她想过他,只有在夜阑人静、孤独无依的时候……
“你不曾想过我,却要求我要想着你?如果你这次的失踪不只是三个月,而是一年、两年,甚至不再出现,那么你能要求我想你多久?你给过我承诺吗?没有,你只要求我不能放弃珈乐,你只说过我们之间仅仅是游戏,不是吗?”他恨恨的抱怨。
“走开!别再碰我!”小游倏地动手推他。
“为什么?你回来找我了,为什么不许我碰你?”他气愤的说着,这些天的等待已经彻底磨光了他的耐性,他要逼出小游心里真正的想法,他不打算让她再隐藏自己的感受。
“如果你受不了的话,就回去找华珈乐呀!又没人拦你。”她捶打着堵在面前的白浩伟,但才捶了几拳,手腕便被他制住压向两旁。

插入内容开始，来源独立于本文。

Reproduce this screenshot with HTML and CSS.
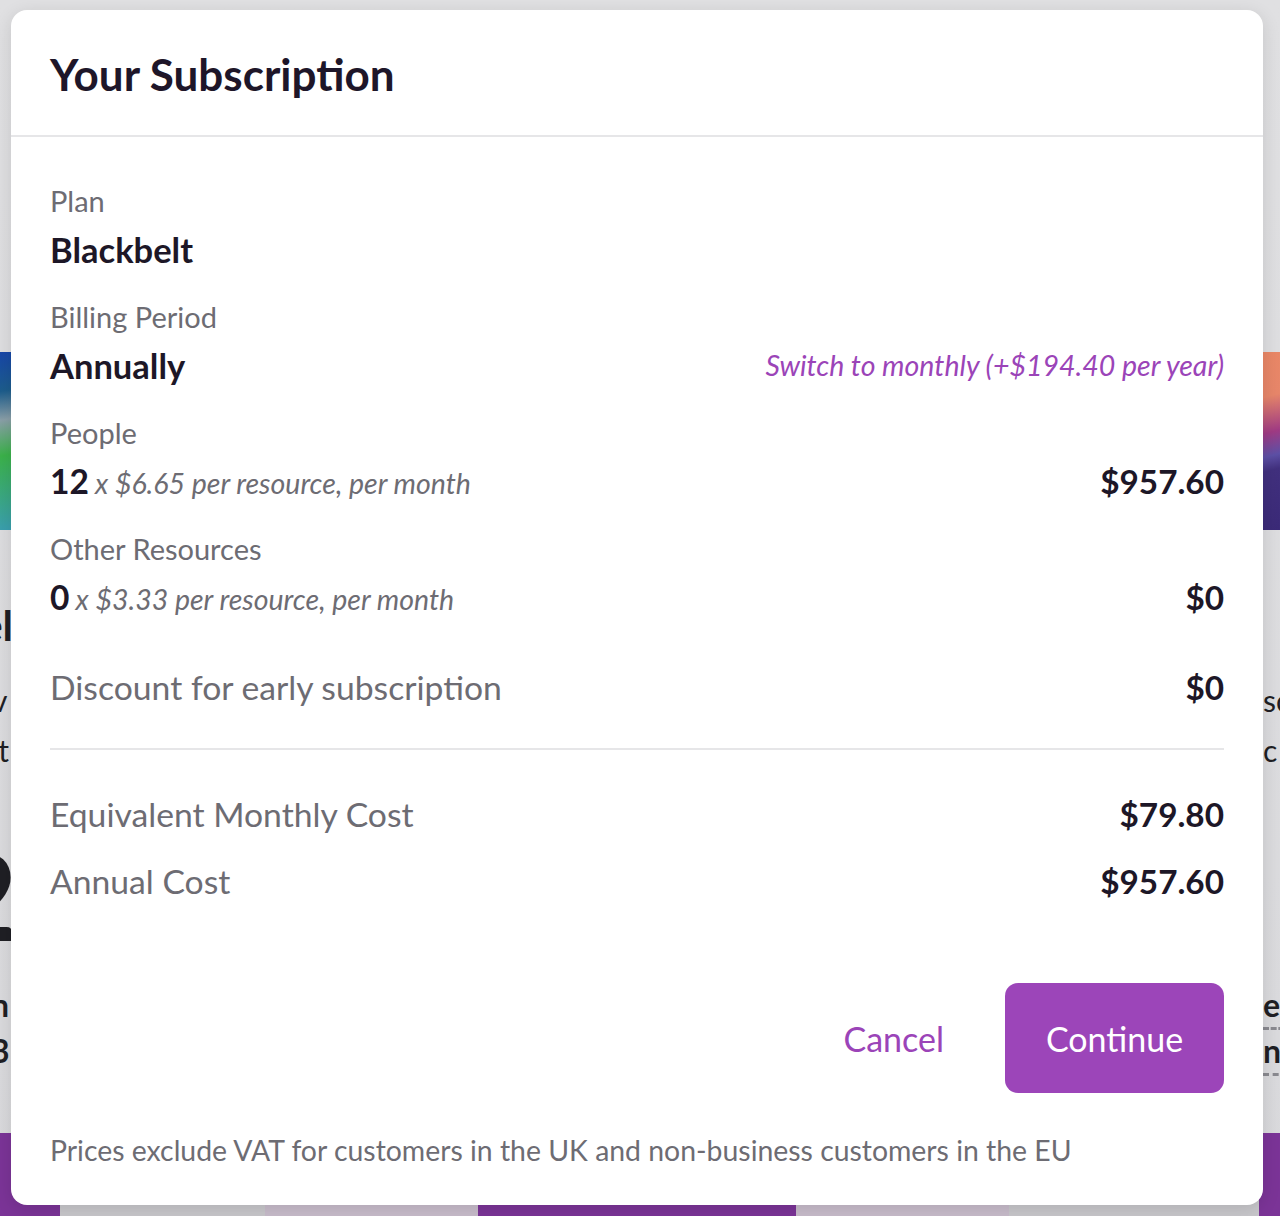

他抱住了她,双手一举将她放到宽大的椅子上,他站在她修长的两腿间,结实的手臂环住她的腰,轻轻的贴近了她。
“你真的要我走?你真要我去找珈乐?你真的一点也不在乎吗?小游——”他的手滑向她的大腿,爱抚着她柔嫩的肌肤。
“我在乎又有什么用,你是她的。”小游低头看着白浩伟的手,他的触碰令她的身子忍不住轻颤起来。
“小游,我和珈乐分手了。”
“什么?”她睁大了眼,不可置信的盯着他,她的手按住了他放在她腿上放肆游走的手掌,从他催眠似的爱抚中清醒了过来。
“我已经和珈乐分手了。我违背了我们的约定,在出车祸的隔天,我就和她摊牌,把话说清楚了。”
“你……你别开玩笑了……这……这怎么可以?”
“为什么不可以?你想游戏人间,但我不想陪你,我想全心全意的对你,没有二心;不是任何事都能由着你来控制的,我也有自己的想法。”他扣住小游的手,直瞅瞅的望着她,清楚的说道。

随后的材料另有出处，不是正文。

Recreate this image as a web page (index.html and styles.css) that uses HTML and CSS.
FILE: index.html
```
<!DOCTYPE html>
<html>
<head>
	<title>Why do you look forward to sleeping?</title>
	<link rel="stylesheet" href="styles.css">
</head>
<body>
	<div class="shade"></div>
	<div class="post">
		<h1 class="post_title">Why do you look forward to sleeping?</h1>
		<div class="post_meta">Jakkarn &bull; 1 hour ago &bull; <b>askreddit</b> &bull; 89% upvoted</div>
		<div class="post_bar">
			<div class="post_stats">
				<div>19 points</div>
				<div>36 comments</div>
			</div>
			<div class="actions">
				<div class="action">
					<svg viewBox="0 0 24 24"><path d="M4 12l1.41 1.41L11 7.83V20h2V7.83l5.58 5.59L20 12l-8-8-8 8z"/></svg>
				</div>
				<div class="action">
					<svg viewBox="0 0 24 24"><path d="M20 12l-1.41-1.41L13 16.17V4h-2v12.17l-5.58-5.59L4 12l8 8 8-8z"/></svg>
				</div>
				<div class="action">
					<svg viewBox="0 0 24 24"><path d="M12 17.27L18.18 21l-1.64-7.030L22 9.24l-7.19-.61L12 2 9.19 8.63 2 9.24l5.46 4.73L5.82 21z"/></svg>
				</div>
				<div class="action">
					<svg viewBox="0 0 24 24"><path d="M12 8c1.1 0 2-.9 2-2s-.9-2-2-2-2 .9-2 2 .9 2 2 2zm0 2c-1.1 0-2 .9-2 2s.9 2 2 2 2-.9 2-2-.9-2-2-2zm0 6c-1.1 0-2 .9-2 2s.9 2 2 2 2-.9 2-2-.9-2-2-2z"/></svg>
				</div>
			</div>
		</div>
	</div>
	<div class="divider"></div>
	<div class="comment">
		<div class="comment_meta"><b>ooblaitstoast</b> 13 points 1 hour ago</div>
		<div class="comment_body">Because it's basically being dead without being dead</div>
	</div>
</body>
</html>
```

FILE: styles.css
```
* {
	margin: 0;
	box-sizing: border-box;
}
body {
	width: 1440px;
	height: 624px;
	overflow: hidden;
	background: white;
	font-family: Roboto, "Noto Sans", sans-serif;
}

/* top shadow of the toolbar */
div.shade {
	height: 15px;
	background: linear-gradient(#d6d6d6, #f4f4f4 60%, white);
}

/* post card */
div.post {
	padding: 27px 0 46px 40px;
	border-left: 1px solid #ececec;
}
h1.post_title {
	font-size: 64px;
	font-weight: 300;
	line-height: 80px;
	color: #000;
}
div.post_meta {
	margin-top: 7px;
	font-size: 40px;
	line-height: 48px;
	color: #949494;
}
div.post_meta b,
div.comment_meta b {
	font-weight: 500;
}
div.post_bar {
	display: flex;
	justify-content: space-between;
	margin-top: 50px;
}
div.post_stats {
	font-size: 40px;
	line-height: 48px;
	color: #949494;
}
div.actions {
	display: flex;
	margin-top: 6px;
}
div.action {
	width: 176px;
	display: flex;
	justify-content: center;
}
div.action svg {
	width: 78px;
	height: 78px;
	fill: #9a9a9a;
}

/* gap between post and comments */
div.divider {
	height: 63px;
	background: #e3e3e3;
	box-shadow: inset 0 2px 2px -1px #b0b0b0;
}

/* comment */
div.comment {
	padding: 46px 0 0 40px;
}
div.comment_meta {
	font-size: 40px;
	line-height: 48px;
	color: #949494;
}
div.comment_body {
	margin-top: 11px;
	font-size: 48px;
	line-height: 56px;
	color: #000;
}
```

“但是……但是你刚才说你不想我,我以为这些日子里,你和珈乐过得很好,我在你心里已经不再重要了……你说你一点都不想我的。”他的话令她感动莫名,他似乎一直都知道自己要的是什么,总是替她安排了一切,不需她再烦心。
“老天,”他低咆一声,又接着说道:“小游,你一直是那么的聪明,为什么面对我所付出的感情,却显得那么迟钝?如果我不想你,我会记得过了多少日子吗,而你也够了解,这些日子,我一直在这里等着你的出现,现在终于让我等到了,小游——”他摇头一叹,“你难道不能让我稍微维持一点点的尊严,别逼得我将整颗心坦露在你的面前,好吗?”

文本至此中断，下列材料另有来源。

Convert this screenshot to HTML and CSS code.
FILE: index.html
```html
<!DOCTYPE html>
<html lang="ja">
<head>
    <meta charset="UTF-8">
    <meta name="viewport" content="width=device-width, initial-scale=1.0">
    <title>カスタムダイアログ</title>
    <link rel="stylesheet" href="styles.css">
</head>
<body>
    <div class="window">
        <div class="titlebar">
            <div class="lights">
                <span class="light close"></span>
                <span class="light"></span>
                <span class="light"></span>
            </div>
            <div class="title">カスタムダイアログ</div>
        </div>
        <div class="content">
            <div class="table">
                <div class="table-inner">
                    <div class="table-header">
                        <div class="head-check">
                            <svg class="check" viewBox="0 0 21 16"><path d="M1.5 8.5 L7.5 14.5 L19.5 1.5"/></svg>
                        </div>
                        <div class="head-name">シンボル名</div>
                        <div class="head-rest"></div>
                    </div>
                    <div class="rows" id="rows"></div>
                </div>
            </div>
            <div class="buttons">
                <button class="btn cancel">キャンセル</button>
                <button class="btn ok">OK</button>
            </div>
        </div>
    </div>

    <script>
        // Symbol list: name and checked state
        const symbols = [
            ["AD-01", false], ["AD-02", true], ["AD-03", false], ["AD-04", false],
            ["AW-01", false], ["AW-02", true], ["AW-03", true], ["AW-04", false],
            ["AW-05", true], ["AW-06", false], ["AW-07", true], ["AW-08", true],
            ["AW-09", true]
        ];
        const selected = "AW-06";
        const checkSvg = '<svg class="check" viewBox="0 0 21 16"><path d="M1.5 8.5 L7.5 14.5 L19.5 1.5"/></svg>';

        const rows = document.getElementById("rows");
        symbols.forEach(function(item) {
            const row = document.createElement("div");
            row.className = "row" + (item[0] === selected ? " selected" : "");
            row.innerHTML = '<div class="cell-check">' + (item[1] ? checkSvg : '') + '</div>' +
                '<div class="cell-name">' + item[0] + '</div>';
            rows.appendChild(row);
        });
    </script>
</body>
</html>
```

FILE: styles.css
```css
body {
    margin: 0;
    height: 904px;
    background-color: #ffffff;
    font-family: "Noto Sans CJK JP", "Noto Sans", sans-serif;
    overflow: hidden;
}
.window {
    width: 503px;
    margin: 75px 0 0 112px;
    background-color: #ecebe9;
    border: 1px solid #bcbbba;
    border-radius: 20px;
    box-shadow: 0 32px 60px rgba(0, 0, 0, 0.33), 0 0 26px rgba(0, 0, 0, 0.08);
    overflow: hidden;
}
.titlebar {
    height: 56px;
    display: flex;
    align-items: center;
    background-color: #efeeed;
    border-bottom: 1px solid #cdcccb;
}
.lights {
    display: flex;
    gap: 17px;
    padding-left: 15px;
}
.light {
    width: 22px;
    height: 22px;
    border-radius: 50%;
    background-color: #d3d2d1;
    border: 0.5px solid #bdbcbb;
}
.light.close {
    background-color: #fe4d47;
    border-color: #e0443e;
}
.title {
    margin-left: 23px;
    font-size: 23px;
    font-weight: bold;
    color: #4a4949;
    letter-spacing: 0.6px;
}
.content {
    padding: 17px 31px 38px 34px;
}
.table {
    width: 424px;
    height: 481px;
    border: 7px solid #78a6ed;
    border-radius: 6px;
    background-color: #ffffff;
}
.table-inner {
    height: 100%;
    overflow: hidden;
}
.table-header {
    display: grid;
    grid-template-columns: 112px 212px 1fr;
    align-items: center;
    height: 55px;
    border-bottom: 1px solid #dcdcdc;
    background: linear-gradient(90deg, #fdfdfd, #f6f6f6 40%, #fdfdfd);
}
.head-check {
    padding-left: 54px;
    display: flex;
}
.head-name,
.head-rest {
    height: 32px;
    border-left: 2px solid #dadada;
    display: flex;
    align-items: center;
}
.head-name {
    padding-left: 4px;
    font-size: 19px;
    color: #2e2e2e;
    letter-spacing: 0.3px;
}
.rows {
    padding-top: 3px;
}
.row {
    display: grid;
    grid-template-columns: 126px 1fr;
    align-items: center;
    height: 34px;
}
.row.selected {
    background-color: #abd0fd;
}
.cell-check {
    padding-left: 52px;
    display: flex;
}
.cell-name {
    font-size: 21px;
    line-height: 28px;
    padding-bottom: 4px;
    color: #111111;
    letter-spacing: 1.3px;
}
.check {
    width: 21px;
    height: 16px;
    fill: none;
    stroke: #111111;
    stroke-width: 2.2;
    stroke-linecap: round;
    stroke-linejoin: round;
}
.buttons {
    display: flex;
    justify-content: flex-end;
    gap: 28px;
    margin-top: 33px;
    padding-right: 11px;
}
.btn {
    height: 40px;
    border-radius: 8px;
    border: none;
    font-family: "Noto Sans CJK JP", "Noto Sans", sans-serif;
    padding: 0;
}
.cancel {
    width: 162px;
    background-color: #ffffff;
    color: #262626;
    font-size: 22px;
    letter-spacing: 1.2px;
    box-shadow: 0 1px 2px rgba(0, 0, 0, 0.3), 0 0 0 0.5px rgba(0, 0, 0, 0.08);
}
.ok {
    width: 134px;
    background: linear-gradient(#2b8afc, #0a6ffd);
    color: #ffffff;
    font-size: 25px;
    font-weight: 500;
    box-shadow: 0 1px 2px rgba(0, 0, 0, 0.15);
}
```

“我好像真的很傻,你看起来憔悴了,我居然一点都没发现。”她低头在白浩伟的额上轻印了一吻,“我是不是该给你一点奖励?”
“不!应该说是我该好好的惩罚你。”
他拉住了小游,紧紧的抱住她的腰,唇瓣封住了她的,与她分开了三个月,所有的思念和渴望如排山倒海的倾来,他灵活的舌深深的探索着她的口腔,与她柔软的舌尖纠缠,每一次的缠斗,只是让他俩更无法分开,更加深了对彼此的爱意。
他轻易的卸下小游的底裤,指尖探入她的幽谷,规律的按揉着,她的湿润暗示着她已准备好一切,但白浩伟即低下头,吮吻着她柔软的花瓣……
小游的身体不自觉的颤抖着,指尖深深的陷入了他的肩胛,发出了无力的呻吟。
“浩伟,别这样——”她喊着,但他灵活的舌却带给她一波波的快感。
“告诉我,你喜欢……”他催促着她。
小游点头,体内不停泛出的悸动令她无法开口说话,只能用点头来表示她的意思,她想要他,而且一点也不想隐瞒这种想法。
白浩伟给了她许多许多的惊讶,直到她再也无力负荷更多,他终于轻柔的捧起她的臀,将他灼热深切的欲望埋入她的体内,缓缓的推进,深深的填满了她的空虚。